Стало ясно: что бы он ни сказал, все будет не так, — “неискреннее покаяние”, “вынужден признать”, “разоблаченный в двурушничестве” обязательно как-то его сформулируют.
— …Я не умею формально говорить. И на что вам мое формальное признание в ошибках?
А именно это требовалось от него. Ничего больше. Для этого и приехали “сам Симонов” и Первенцев. Пусть формально, но дело надо было закрыть. Пусть сочтут его признание недостаточным, не важно, меры приняты, можно доложить.
— …Я буду говорить так, как я думаю, только тогда можно полностью понять, что собой представляет человек.
То, что он волновался, было правильно, это могло понравиться собранию, но откровенность, искренность — это настораживало, это могло завести слишком далеко. Говорить то, что думает, — этого никогда не требовалось, надо говорить то, что положено.
— …Я начну с последних событий. В газете было сказано о том, что я скрыл мое истинное отношение к постановлению Центрального Комитета и не сделал никаких выводов из указаний партии. Я не скрывал моего отношения. Я написал в 1946 году товарищу Сталину, что не могу согласиться с критикой всех моих работ, не все они таковы.
Теперь он читал ровно, спокойно, без всякого выражения, бесцветным голосом. Волосы его были расчесаны на безукоризненный пробор. Чинность его и холодок можно было принять за высокомерие.
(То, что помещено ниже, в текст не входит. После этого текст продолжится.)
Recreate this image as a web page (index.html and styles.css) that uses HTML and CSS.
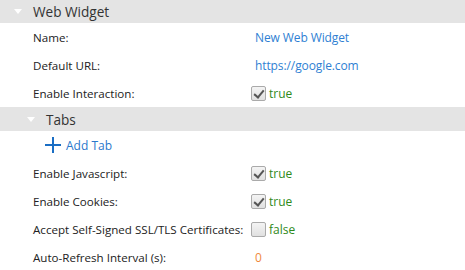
FILE: index.html
```html
<!DOCTYPE html>
<html lang="en">
<head>
  <meta charset="UTF-8">
  <title>Web Widget</title>
  <link rel="stylesheet" href="styles.css">
</head>
<body>

  <div class="panel">
    <div class="section-head top">
      <span class="caret"></span>
      <span class="section-title">Web Widget</span>
    </div>

    <div class="row">
      <span class="label">Name:</span>
      <span class="value link">New Web Widget</span>
    </div>
    <div class="row">
      <span class="label">Default URL:</span>
      <span class="value link">https://google.com</span>
    </div>
    <div class="row">
      <span class="label">Enable Interaction:</span>
      <span class="value"><span class="check on"></span><span class="bool">true</span></span>
    </div>

    <div class="section-head nested">
      <span class="caret"></span>
      <span class="section-title">Tabs</span>
    </div>
    <div class="row add-row">
      <span class="plus"></span>
      <span class="add-text">Add Tab</span>
    </div>

    <div class="row">
      <span class="label">Enable Javascript:</span>
      <span class="value"><span class="check on"></span><span class="bool">true</span></span>
    </div>
    <div class="row">
      <span class="label">Enable Cookies:</span>
      <span class="value"><span class="check on"></span><span class="bool">true</span></span>
    </div>
    <div class="row">
      <span class="label">Accept Self-Signed SSL/TLS Certificates:</span>
      <span class="value"><span class="check"></span><span class="bool">false</span></span>
    </div>
    <div class="row">
      <span class="label">Auto-Refresh Interval (s):</span>
      <span class="value num">0</span>
    </div>
  </div>

</body>
</html>
```

FILE: styles.css
```css
/* Base */
* { box-sizing: border-box; margin: 0; padding: 0; }
body {
  background: #fff;
  font-family: 'Open Sans', sans-serif;
  color: #222;
  overflow: hidden;
}

/* Section headers */
.section-head {
  display: flex;
  align-items: center;
  height: 24px;
  background: #e4e4e4;
  color: #333;
  font-size: 13.6px;
}
.section-head.top {
  height: 23px;
  padding-left: 14px;
}
.section-head.nested {
  padding-left: 27px;
}
.caret {
  width: 0;
  height: 0;
  border-left: 4px solid transparent;
  border-right: 4px solid transparent;
  border-top: 5px solid #fff;
  margin-right: 11px;
}

/* Rows */
.row {
  display: flex;
  align-items: center;
  height: 28px;
  padding-left: 33px;
  font-size: 11.6px;
}
.label {
  width: 218px;
  flex-shrink: 0;
  white-space: nowrap;
}
.value {
  display: flex;
  align-items: center;
  font-size: 12px;
}
.value.link { color: #2f7fd3; padding-left: 4px; letter-spacing: -0.1px; }
.value.num { color: #f0883c; padding-left: 4px; }
.bool { color: #2f8a1a; margin-left: 3px; }

/* Checkbox */
.check {
  position: relative;
  width: 15px;
  height: 15px;
  border: 1px solid #aaa;
  border-radius: 2px;
  background: linear-gradient(#f4f4f4, #e0e0e0);
}
.check.on::after {
  content: "";
  position: absolute;
  left: 4px;
  top: 1px;
  width: 4px;
  height: 8px;
  border-right: 2px solid #555;
  border-bottom: 2px solid #555;
  transform: rotate(40deg);
}

/* Add tab */
.add-row { padding-left: 45px; }
.plus {
  position: relative;
  width: 16px;
  height: 16px;
  margin-right: 5px;
}
.plus::before, .plus::after {
  content: "";
  position: absolute;
  background: #1a6ec4;
}
.plus::before { left: 0; top: 7px; width: 16px; height: 2px; }
.plus::after { left: 7px; top: 0; width: 2px; height: 16px; }
.add-text { color: #2a78cc; font-size: 12px; }
```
— …В моем заявлении с просьбой восстановить меня в Союзе я написал, что во многом ошибался, делал оплошности, но я не согласен с тем, что я не советский писатель и никогда им не был. Это было основное обвинение и в докладе — именно о том, что я не советский писатель. — И опять повторил четко: — Не могу согласиться!
— Зачем подчеркивать несогласие? — прошептал кто-то рядом. — Напрасно он…
— …Все прошлые семь лет у меня было подавленное состояние, и я главным образом занимался переводами с финского. Было выпущено несколько книг, помимо того, я закончил книгу, начатую еще до постановления, — о ленинградских партизанах…
Он перечислил рассказы, фельетоны и то, как в последний год начал работать для журналов. Происходил процесс возвращения, медленно, с трудом он оправлялся от того удара.